Thermal Conductivity of Silicon and Germanium from 3°K to the Melting Point

Abstract

The thermal conductivity $K$ of single crystals of silicon has been measured from 3 to 1580°K and of single crystals of germanium from 3 to 1190°K. These measurements have been made using a steady-state, radial heat flow apparatus for $T>\mathrm{}300\mathrm{}°$K and a steady-state, longitudinal flow apparatus for $T<\mathrm{}300\mathrm{}°$K to give absolute $K$ values. This radial flow technique eliminates thermal radiation losses at high temperatures.
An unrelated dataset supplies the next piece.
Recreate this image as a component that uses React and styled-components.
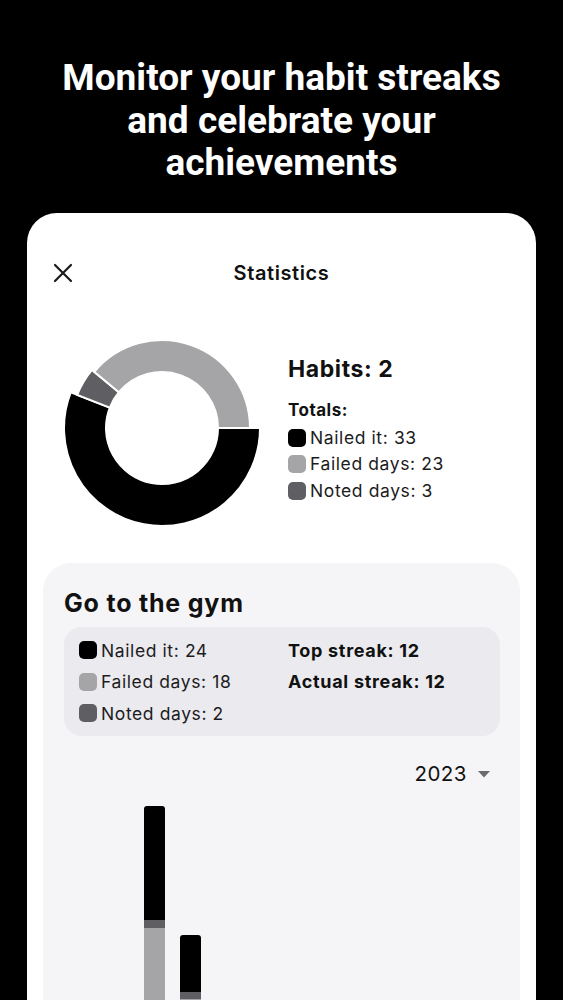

The accuracy of both the low-temperature apparatus and the high-temperature apparatus is approximately ±5%. Some special experimental techniques in using the high-temperature apparatus are briefly considered. At all temperatures the major contribution to $K$ in Si and Ge is produced by phonons. The phonon thermal conductivity has been calculated from a combination of the relaxation times for boundary, isotope, three-phonon, and four-phonon scattering, and was found to agree with the experimental measurements. Above 700°K for Ge and 1000°K for Si an electronic contribution to $K$ occurs, which agrees quite well with the theoretical estimates. At the respective melting points of Si and Ge, electrons and holes are responsible for 40% of the total $K$ and phonons are responsible for 60%. The measured electronic $K$ yields values for the thermal band gap at the melting point of 0.6±0.1 eV for Si and 0.26±0.08 eV for Ge.